We picked up this series during Review Club. You can browse the notes at

  https://docs.google.com/document/d/14L8BAumGTpsXpjDY8VzZ4rRtpAjuGrFSRqn3stCuS_w/edit?pli=1

but we'll post any substantial feedback back to the mailing list anyway.

Firstly, I have to acknowledge that this series appears to be geared
towards to reviewers who are already familiar with the rebase machinery
and don't require a lot of context on the changes. None of the Review
Club attendees were familiar with it, so we had trouble following along
certain patches, but we might not have been the intended audience
anyway.

I can leave comments from that perspective, i.e. what would have been
useful from _if_ this were written for folks who weren't already
familiar with the rebase code, which could be useful if we were trying
to train people to reviewer sequencer.c. However, I don't think this
warrants substantial changes if the series is already clear to the
intended audience.

"Phillip Wood via GitGitGadget" <gitgitgadget@xxxxxxxxx> writes:

> This series fixes several bugs in the way we handle a commit cannot be
> picked because it would overwrite an untracked file.
>
>  * after a failed pick "git rebase --continue" will happily commit any
>    staged changes even though no commit was picked.

This sounds like a safer default for most users, but I worry that there
are seasoned users relying on the old behavior.
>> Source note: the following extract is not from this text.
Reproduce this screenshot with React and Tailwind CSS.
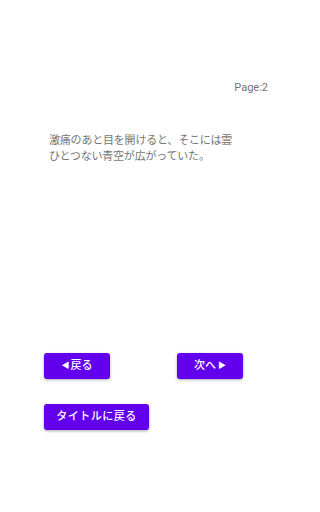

>  * the commit of the failed pick is recorded as rewritten even though no
>    commit was picked.

Sounds like a reasonable fix.

>  * the "done" file used by "git status" to show the recently executed
>    commands contains an incorrect entry.

This also sounds reasonable, but from Johannes' upthread response, this
sounds like this isn't universally agreed upon.

Perhaps the underlying issue is that the behavior of "git rebase
--continue", and the todo/done lists is underspecified (in public and
internal documentation), so we end up having to reestablish what the
'correct' behavior is (which will probably end up being just a matter of
personal taste). This isn't strictly necessary for the series, but it
would be nice for us to establish what the correct behavior _should be_
(even if we aren't there yet) and use that to guide future fixes.